# Pictures from my new camera - the Canon T1i



## jam224 (Mar 10, 2010)

I got a new SLR camera for Christmas and took my first round of photos today (I know it's March -- I had a couple of delays before I could test out my new toy). The bunnies turned out to be really good subjects, so I thought I would share my favorites here!

This is Bender:





(The new camera earned the suspicious "one ear" from both buns.)

And this is Lily:




(After a few clicks, they got used to the camera and relaxed.)

I've got a LONG way to go, learning about my camera, but I'm eager to learn. I'm referencing the manual and I also got a book from the library. Eventually I want to be able to fully customize my shots.

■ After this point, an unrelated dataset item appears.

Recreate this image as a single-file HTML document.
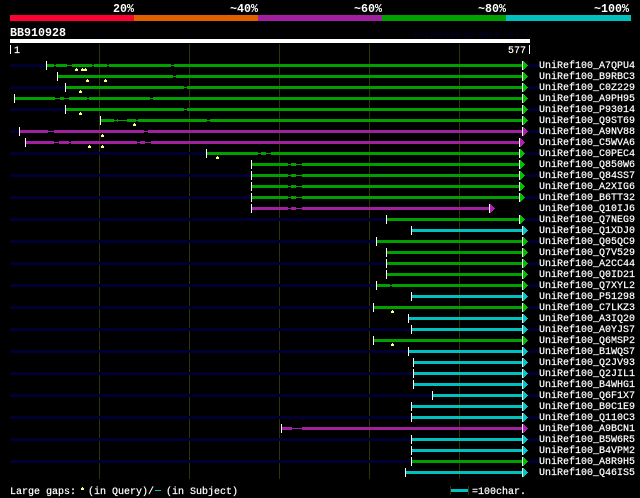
<!DOCTYPE html>
<html><head><meta charset="utf-8"><style>
html,body{margin:0;padding:0;background:#000;width:640px;height:498px;overflow:hidden}
svg{display:block;position:absolute;left:0;top:0}
text{font-family:"Liberation Mono",monospace;font-size:10px;fill:#fff;stroke:#fff;stroke-width:.2px}
text.b{font-weight:bold;font-size:11.67px;stroke:none}
.N{fill:#000033}.G{fill:#00a000}.P{fill:#a020a0}.C{fill:#00c0c0}
.g{fill:#00c000}.p{fill:#b020b0}.c{fill:#00c8c8}
</style></head><body>
<svg width="640" height="498" viewBox="0 0 640 498" xmlns="http://www.w3.org/2000/svg">
<defs>
<rect id="k" y="-3" width="1" height="9" fill="#fff"/>
<path id="t" d="M0-3H1V-2H2V-1H3V0H4V1H5V2H4V3H3V4H2V5H1V6H0z"/>
<path id="w" d="M1 4H2V5H3V7H0V5H1z" fill="#ffff70"/>
</defs>
<rect x="10" y="15" width="124" height="6" fill="#ff0033"/>
<rect x="134" y="15" width="124" height="6" fill="#e06000"/>
<rect x="258" y="15" width="124" height="6" fill="#a020a0"/>
<rect x="382" y="15" width="124" height="6" fill="#00a000"/>
<rect x="506" y="15" width="125" height="6" fill="#00c0c0"/>
<text class="b" x="113" y="12">20%</text>
<text class="b" x="230" y="12">~40%</text>
<text class="b" x="354" y="12">~60%</text>
<text class="b" x="478" y="12">~80%</text>
<text class="b" x="594" y="12">~100%</text>
<text class="b" x="10" y="36">BB910928</text>
<text x="414" y="37" style="font-size:8.33px;fill:#000033;stroke:none">AlignView.pm Beta rel.7</text>
<rect x="10" y="39" width="520" height="4" fill="#fff"/>
<rect x="10" y="45" width="1" height="9" fill="#fff"/>
<rect x="529" y="45" width="1" height="9" fill="#fff"/>
<text x="14" y="53">1</text>
<text x="508" y="53">577</text>
<g fill="#333300">
<rect x="99" y="44" width="1" height="435"/><rect x="189" y="44" width="1" height="435"/><rect x="279" y="44" width="1" height="435"/><rect x="369" y="44" width="1" height="435"/><rect x="459" y="44" width="1" height="435"/>
</g>

<g transform="translate(0,64)"><path class="N" d="M10 0H46V3H10zM528 0H539V3H528z"/><path class="G" d="M47 1H174V2H47zM47 0H54V3H47zM56 0H67V3H56zM72 0H92V3H72zM94 0H107V3H94zM109 0H171V3H109zM174 0H522V3H174z"/><use href="#k" x="46"/><use href="#k" x="522"/><use href="#t" x="523" class="g"/><use href="#w" x="75"/><use href="#w" x="81"/><use href="#w" x="84"/><text x="539" y="4">UniRef100_A7QPU4</text></g>
<g transform="translate(0,75)"><path class="G" d="M173 1H176V2H173zM58 0H173V3H58zM176 0H522V3H176z"/><use href="#k" x="57"/><use href="#k" x="522"/><use href="#t" x="523" class="g"/><use href="#w" x="86"/><use href="#w" x="104"/><text x="539" y="4">UniRef100_B9RBC3</text></g>
<g transform="translate(0,86)"><path class="N" d="M10 0H65V3H10zM528 0H539V3H528z"/><path class="G" d="M184 1H187V2H184zM66 0H184V3H66zM187 0H522V3H187z"/><use href="#k" x="65"/><use href="#k" x="522"/><use href="#t" x="523" class="g"/><use href="#w" x="79"/><text x="539" y="4">UniRef100_C0Z229</text></g>
<g transform="translate(0,97)"><path class="G" d="M55 1H153V2H55zM15 0H55V3H15zM60 0H64V3H60zM69 0H87V3H69zM89 0H150V3H89zM153 0H522V3H153z"/><use href="#k" x="14"/><use href="#k" x="522"/><use href="#t" x="523" class="g"/><text x="539" y="4">UniRef100_A9PH95</text></g>
<g transform="translate(0,108)"><path class="N" d="M10 0H65V3H10zM528 0H539V3H528z"/><path class="G" d="M184 1H187V2H184zM66 0H184V3H66zM187 0H522V3H187z"/><use href="#k" x="65"/><use href="#k" x="522"/><use href="#t" x="523" class="g"/><use href="#w" x="79"/><text x="539" y="4">UniRef100_P93014</text></g>
<g transform="translate(0,119)"><path class="G" d="M114 1H210V2H114zM101 0H114V3H101zM117 0H118V3H117zM127 0H136V3H127zM138 0H207V3H138zM210 0H522V3H210z"/><use href="#k" x="100"/><use href="#k" x="522"/><use href="#t" x="523" class="g"/><use href="#w" x="133"/><text x="539" y="4">UniRef100_Q9ST69</text></g>
<g transform="translate(0,130)"><path class="N" d="M10 0H19V3H10zM528 0H539V3H528z"/><path class="P" d="M48 1H148V2H48zM20 0H48V3H20zM54 0H144V3H54zM148 0H522V3H148z"/><use href="#k" x="19"/><use href="#k" x="522"/><use href="#t" x="523" class="p"/><use href="#w" x="101"/><text x="539" y="4">UniRef100_A9NV88</text></g>
<g transform="translate(0,141)"><path class="P" d="M54 1H151V2H54zM26 0H54V3H26zM59 0H69V3H59zM71 0H137V3H71zM140 0H145V3H140zM151 0H519V3H151z"/><use href="#k" x="25"/><use href="#k" x="519"/><use href="#t" x="520" class="p"/><use href="#w" x="88"/><use href="#w" x="101"/><text x="539" y="4">UniRef100_C5WVA6</text></g>
<g transform="translate(0,152)"><path class="N" d="M10 0H206V3H10zM525 0H539V3H525z"/><path class="G" d="M258 1H271V2H258zM207 0H258V3H207zM261 0H266V3H261zM271 0H519V3H271z"/><use href="#k" x="206"/><use href="#k" x="519"/><use href="#t" x="520" class="g"/><use href="#w" x="216"/><text x="539" y="4">UniRef100_C0PEC4</text></g>
<g transform="translate(0,163)"><path class="G" d="M288 1H302V2H288zM252 0H288V3H252zM291 0H296V3H291zM302 0H519V3H302z"/><use href="#k" x="251"/><use href="#k" x="519"/><use href="#t" x="520" class="g"/><text x="539" y="4">UniRef100_Q850W6</text></g>
<g transform="translate(0,174)"><path class="N" d="M10 0H251V3H10zM525 0H539V3H525z"/><path class="G" d="M288 1H302V2H288zM252 0H288V3H252zM291 0H296V3H291zM302 0H519V3H302z"/><use href="#k" x="251"/><use href="#k" x="519"/><use href="#t" x="520" class="g"/><text x="539" y="4">UniRef100_Q84SS7</text></g>
<g transform="translate(0,185)"><path class="G" d="M288 1H302V2H288zM252 0H288V3H252zM291 0H296V3H291zM302 0H519V3H302z"/><use href="#k" x="251"/><use href="#k" x="519"/><use href="#t" x="520" class="g"/><text x="539" y="4">UniRef100_A2XIG6</text></g>
<g transform="translate(0,196)"><path class="N" d="M10 0H251V3H10zM525 0H539V3H525z"/><path class="G" d="M288 1H302V2H288zM252 0H288V3H252zM291 0H296V3H291zM302 0H519V3H302z"/><use href="#k" x="251"/><use href="#k" x="519"/><use href="#t" x="520" class="g"/><text x="539" y="4">UniRef100_B6TT32</text></g>
<g transform="translate(0,207)"><path class="P" d="M288 1H302V2H288zM252 0H288V3H252zM291 0H296V3H291zM302 0H489V3H302z"/><use href="#k" x="251"/><use href="#k" x="489"/><use href="#t" x="490" class="p"/><text x="539" y="4">UniRef100_Q10IJ6</text></g>
<g transform="translate(0,218)"><path class="N" d="M10 0H386V3H10zM525 0H539V3H525z"/><path class="G" d="M387 0H519V3H387z"/><use href="#k" x="386"/><use href="#k" x="519"/><use href="#t" x="520" class="g"/><text x="539" y="4">UniRef100_Q7NEG9</text></g>
<g transform="translate(0,229)"><path class="C" d="M412 0H522V3H412z"/><use href="#k" x="411"/><use href="#k" x="522"/><use href="#t" x="523" class="c"/><text x="539" y="4">UniRef100_Q1XDJ0</text></g>
<g transform="translate(0,240)"><path class="N" d="M10 0H376V3H10zM528 0H539V3H528z"/><path class="G" d="M377 0H522V3H377z"/><use href="#k" x="376"/><use href="#k" x="522"/><use href="#t" x="523" class="g"/><text x="539" y="4">UniRef100_Q05QC9</text></g>
<g transform="translate(0,251)"><path class="G" d="M387 0H522V3H387z"/><use href="#k" x="386"/><use href="#k" x="522"/><use href="#t" x="523" class="g"/><text x="539" y="4">UniRef100_Q7V529</text></g>
<g transform="translate(0,262)"><path class="N" d="M10 0H386V3H10zM528 0H539V3H528z"/><path class="G" d="M387 0H522V3H387z"/><use href="#k" x="386"/><use href="#k" x="522"/><use href="#t" x="523" class="g"/><text x="539" y="4">UniRef100_A2CC44</text></g>
<g transform="translate(0,273)"><path class="G" d="M387 0H522V3H387z"/><use href="#k" x="386"/><use href="#k" x="522"/><use href="#t" x="523" class="g"/><text x="539" y="4">UniRef100_Q0ID21</text></g>
<g transform="translate(0,284)"><path class="N" d="M10 0H376V3H10zM528 0H539V3H528z"/><path class="G" d="M390 1H392V2H390zM377 0H390V3H377zM392 0H522V3H392z"/><use href="#k" x="376"/><use href="#k" x="522"/><use href="#t" x="523" class="g"/><text x="539" y="4">UniRef100_Q7XYL2</text></g>
<g transform="translate(0,295)"><path class="C" d="M412 0H522V3H412z"/><use href="#k" x="411"/><use href="#k" x="522"/><use href="#t" x="523" class="c"/><text x="539" y="4">UniRef100_P51298</text></g>
<g transform="translate(0,306)"><path class="N" d="M10 0H373V3H10zM528 0H539V3H528z"/><path class="G" d="M374 0H522V3H374z"/><use href="#k" x="373"/><use href="#k" x="522"/><use href="#t" x="523" class="g"/><use href="#w" x="391"/><text x="539" y="4">UniRef100_C7LKZ3</text></g>
<g transform="translate(0,317)"><path class="C" d="M409 0H522V3H409z"/><use href="#k" x="408"/><use href="#k" x="522"/><use href="#t" x="523" class="c"/><text x="539" y="4">UniRef100_A3IQ20</text></g>
<g transform="translate(0,328)"><path class="N" d="M10 0H411V3H10zM528 0H539V3H528z"/><path class="C" d="M412 0H522V3H412z"/><use href="#k" x="411"/><use href="#k" x="522"/><use href="#t" x="523" class="c"/><text x="539" y="4">UniRef100_A0YJS7</text></g>
<g transform="translate(0,339)"><path class="G" d="M374 0H522V3H374z"/><use href="#k" x="373"/><use href="#k" x="522"/><use href="#t" x="523" class="g"/><use href="#w" x="391"/><text x="539" y="4">UniRef100_Q6MSP2</text></g>
<g transform="translate(0,350)"><path class="N" d="M10 0H408V3H10zM528 0H539V3H528z"/><path class="C" d="M409 0H522V3H409z"/><use href="#k" x="408"/><use href="#k" x="522"/><use href="#t" x="523" class="c"/><text x="539" y="4">UniRef100_B1WQS7</text></g>
<g transform="translate(0,361)"><path class="C" d="M414 0H522V3H414z"/><use href="#k" x="413"/><use href="#k" x="522"/><use href="#t" x="523" class="c"/><text x="539" y="4">UniRef100_Q2JV93</text></g>
<g transform="translate(0,372)"><path class="N" d="M10 0H413V3H10zM528 0H539V3H528z"/><path class="C" d="M414 0H522V3H414z"/><use href="#k" x="413"/><use href="#k" x="522"/><use href="#t" x="523" class="c"/><text x="539" y="4">UniRef100_Q2JIL1</text></g>
<g transform="translate(0,383)"><path class="C" d="M414 0H522V3H414z"/><use href="#k" x="413"/><use href="#k" x="522"/><use href="#t" x="523" class="c"/><text x="539" y="4">UniRef100_B4WHG1</text></g>
<g transform="translate(0,394)"><path class="N" d="M10 0H432V3H10zM528 0H539V3H528z"/><path class="C" d="M433 0H522V3H433z"/><use href="#k" x="432"/><use href="#k" x="522"/><use href="#t" x="523" class="c"/><text x="539" y="4">UniRef100_Q6F1X7</text></g>
<g transform="translate(0,405)"><path class="C" d="M412 0H522V3H412z"/><use href="#k" x="411"/><use href="#k" x="522"/><use href="#t" x="523" class="c"/><text x="539" y="4">UniRef100_B0C1E9</text></g>
<g transform="translate(0,416)"><path class="N" d="M10 0H411V3H10zM528 0H539V3H528z"/><path class="C" d="M412 0H522V3H412z"/><use href="#k" x="411"/><use href="#k" x="522"/><use href="#t" x="523" class="c"/><text x="539" y="4">UniRef100_Q110C3</text></g>
<g transform="translate(0,427)"><path class="P" d="M292 1H302V2H292zM282 0H292V3H282zM302 0H522V3H302z"/><use href="#k" x="281"/><use href="#k" x="522"/><use href="#t" x="523" class="p"/><text x="539" y="4">UniRef100_A9BCN1</text></g>
<g transform="translate(0,438)"><path class="N" d="M10 0H411V3H10zM528 0H539V3H528z"/><path class="C" d="M412 0H522V3H412z"/><use href="#k" x="411"/><use href="#k" x="522"/><use href="#t" x="523" class="c"/><text x="539" y="4">UniRef100_B5W6R5</text></g>
<g transform="translate(0,449)"><path class="C" d="M412 0H522V3H412z"/><use href="#k" x="411"/><use href="#k" x="522"/><use href="#t" x="523" class="c"/><text x="539" y="4">UniRef100_B4VPM2</text></g>
<g transform="translate(0,460)"><path class="N" d="M10 0H411V3H10zM528 0H539V3H528z"/><path class="G" d="M412 0H522V3H412z"/><use href="#k" x="411"/><use href="#k" x="522"/><use href="#t" x="523" class="g"/><text x="539" y="4">UniRef100_A8R9H5</text></g>
<g transform="translate(0,471)"><path class="C" d="M406 0H522V3H406z"/><use href="#k" x="405"/><use href="#k" x="522"/><use href="#t" x="523" class="c"/><text x="539" y="4">UniRef100_Q46IS5</text></g>

<text x="10" y="494">Large gaps:</text>
<use href="#w" x="81" y="483"/>
<text x="88" y="494">(in Query)/</text>
<rect x="155" y="490" width="6" height="1" fill="#00c0c0"/>
<text x="166" y="494">(in Subject)</text>
<rect x="450" y="486" width="1" height="9" fill="#333300"/>
<rect x="468" y="486" width="1" height="9" fill="#333300"/>
<rect x="451" y="489" width="17" height="3" fill="#00c0c0"/>
<text x="472" y="494">=100char.</text>
</svg>
</body></html>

Other photographers: How did you learn about your camera? Any books or websites worth sharing?


----------



## pocketsizedrhino (Mar 10, 2010)

Beautiful pictures! Reading the manual and familiarizing yourself with the different features should do the most good. There are some great camera forums out there too but I don't know of a specific one to reference you to.
I am looking very forward to seeing more shots of yours!


----------



## undergunfire (Mar 10, 2010)

Wow....awesome shots :shock:! This really makes me want to trade in my Xsi for a T1i. Of course, once I do that, an even better camera will come out .


----------



## Luvmyzoocrew (Mar 10, 2010)

great pics, and beautiful buns


----------



## Happi Bun (Mar 10, 2010)

Beautiful pictures! :highfive:


----------



## MikeScone (Mar 11, 2010)

*jam224 wrote: *


> Any books or websites worth sharing?


I have three recommendations for websites:

*Ken Rockwell'*s site is great, both for general tips on cameras, but also for specific reviews and recommendations on specific models - here's his page on your T1i:
[align=center]http://www.kenrockwell.com/canon/rebel-t1i.htm
[/align]
For those of us with Nikons, look at: 
[align=center]http://www.kenrockwell.com/nikon/index.htm
[/align]
*Adorama Camera* is a dealer in NY. I've bought many cameras and lenses from them over the years. They've got a very interesting "*Learning Center*" site, and also a daily e-mail list you can subscribe to: 
[align=center]http://www.adorama.com/alc/
[/align]
The *Digital Photography School* is a good site for learning about photography techniques - you can find tips on taking photographs and also on post-processing (PhotoShop), and they have forums for critiquing photos and "how I took this picture" which are very useful. 
[align=center]http://digital-photography-school.com/
[/align]


----------



## jam224 (Mar 11, 2010)

*undergunfire wrote: *


> Wow....awesome shots :shock:! This really makes me want to trade in my Xsi for a T1i. Of course, once I do that, an even better camera will come out .


I must have done the work for you -- I just found out Canon is now offering the *T2i*! (Press release here.)

Thank you for the compliments! And thank you, Mike, for posting those links! I'll definitely check them out.


----------